**EXERCISE GOAL:** Pull out every line below that contains the word "this".

**DATA RECORDS:**
++++++++
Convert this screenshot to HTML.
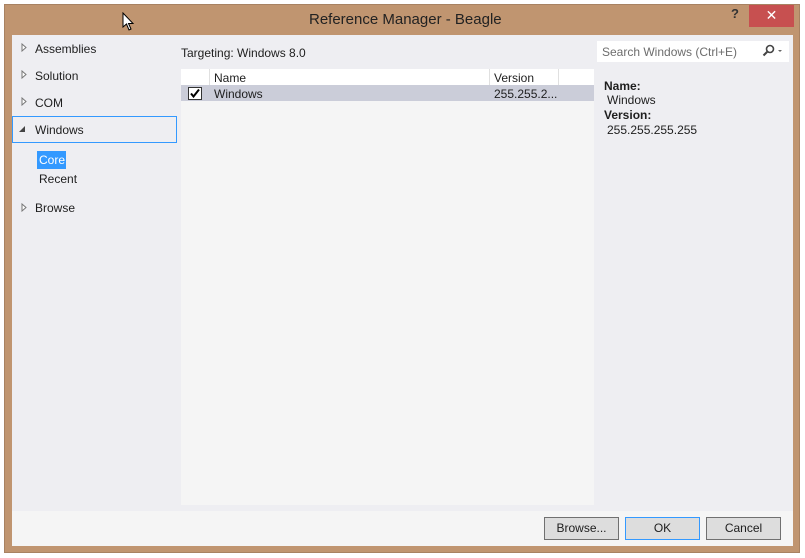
++++++++
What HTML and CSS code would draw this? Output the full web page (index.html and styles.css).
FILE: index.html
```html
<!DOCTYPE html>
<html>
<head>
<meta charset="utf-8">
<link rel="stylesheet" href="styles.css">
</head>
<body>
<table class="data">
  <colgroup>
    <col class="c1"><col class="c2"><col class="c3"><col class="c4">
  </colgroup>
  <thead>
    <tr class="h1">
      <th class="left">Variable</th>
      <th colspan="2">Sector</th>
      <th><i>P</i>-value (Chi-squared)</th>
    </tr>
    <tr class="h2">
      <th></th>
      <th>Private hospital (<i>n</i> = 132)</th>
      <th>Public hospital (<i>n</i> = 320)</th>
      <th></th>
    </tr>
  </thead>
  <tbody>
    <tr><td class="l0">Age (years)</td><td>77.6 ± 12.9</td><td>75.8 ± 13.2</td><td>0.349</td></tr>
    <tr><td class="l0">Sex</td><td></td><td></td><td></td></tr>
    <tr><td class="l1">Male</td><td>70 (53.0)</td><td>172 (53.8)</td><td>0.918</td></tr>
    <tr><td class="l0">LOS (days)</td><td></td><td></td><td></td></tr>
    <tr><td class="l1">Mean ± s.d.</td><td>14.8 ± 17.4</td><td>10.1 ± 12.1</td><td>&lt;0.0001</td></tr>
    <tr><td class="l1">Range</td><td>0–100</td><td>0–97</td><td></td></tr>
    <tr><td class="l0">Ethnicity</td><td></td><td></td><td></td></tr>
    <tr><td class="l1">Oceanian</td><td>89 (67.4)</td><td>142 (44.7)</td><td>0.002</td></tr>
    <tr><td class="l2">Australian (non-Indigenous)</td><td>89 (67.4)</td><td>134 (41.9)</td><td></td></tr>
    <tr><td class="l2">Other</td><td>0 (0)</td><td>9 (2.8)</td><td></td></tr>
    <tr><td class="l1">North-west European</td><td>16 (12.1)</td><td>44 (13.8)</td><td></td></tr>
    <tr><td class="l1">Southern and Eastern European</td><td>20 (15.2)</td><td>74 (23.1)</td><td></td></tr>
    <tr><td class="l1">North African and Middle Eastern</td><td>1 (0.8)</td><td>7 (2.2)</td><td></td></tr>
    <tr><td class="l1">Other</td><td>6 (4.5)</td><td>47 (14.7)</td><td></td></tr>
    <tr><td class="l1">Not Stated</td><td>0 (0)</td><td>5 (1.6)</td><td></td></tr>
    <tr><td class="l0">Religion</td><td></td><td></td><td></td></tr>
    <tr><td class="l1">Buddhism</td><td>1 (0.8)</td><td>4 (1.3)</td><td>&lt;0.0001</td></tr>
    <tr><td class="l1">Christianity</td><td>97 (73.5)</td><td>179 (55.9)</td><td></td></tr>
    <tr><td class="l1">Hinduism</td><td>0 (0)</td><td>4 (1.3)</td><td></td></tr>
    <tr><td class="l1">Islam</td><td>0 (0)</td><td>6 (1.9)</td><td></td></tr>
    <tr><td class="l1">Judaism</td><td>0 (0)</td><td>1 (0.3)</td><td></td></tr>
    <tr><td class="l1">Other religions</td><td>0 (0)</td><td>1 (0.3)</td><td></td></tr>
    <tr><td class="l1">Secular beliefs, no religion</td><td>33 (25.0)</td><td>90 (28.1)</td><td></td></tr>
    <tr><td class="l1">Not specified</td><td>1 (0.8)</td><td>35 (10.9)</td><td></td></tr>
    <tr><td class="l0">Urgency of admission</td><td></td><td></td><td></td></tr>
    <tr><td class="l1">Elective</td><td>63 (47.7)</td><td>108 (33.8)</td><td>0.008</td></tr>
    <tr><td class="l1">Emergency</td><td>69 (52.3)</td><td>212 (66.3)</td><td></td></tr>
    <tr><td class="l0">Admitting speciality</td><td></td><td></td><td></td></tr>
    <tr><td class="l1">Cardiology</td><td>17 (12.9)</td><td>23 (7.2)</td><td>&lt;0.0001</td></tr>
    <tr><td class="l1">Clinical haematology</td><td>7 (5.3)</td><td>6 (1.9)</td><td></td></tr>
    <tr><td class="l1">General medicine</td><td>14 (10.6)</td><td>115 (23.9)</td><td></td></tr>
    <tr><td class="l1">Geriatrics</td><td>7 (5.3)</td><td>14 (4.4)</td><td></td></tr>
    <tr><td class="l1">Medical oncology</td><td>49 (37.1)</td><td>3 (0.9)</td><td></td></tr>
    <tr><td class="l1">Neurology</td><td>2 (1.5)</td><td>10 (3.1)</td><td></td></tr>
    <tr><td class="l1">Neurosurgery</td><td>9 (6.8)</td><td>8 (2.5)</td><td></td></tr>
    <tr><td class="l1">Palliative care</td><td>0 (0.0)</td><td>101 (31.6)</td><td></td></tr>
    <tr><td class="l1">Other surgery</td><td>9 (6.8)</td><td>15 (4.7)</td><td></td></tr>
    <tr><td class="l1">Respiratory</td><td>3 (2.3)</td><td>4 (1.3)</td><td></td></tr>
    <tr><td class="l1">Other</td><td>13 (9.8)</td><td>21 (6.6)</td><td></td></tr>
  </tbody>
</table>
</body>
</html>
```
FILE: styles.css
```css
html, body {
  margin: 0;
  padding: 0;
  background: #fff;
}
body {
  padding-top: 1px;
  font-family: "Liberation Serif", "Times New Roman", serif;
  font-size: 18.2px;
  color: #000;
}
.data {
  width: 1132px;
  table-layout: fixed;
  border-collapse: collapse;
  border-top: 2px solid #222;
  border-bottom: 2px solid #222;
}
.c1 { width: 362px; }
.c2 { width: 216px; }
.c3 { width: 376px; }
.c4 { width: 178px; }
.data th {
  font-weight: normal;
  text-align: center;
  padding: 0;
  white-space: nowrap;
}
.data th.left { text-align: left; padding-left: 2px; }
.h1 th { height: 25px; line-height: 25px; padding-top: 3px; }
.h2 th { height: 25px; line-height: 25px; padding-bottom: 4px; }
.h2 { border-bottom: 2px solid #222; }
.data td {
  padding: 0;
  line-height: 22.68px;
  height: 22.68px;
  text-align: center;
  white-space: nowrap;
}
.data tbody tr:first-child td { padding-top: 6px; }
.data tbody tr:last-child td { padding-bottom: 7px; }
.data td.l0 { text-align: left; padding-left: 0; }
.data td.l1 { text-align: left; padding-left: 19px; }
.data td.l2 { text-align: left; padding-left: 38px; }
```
++++++++
**RESULT:**
Convert this screenshot to HTML.
What HTML and CSS code would draw this? Output the full web page (index.html and styles.css).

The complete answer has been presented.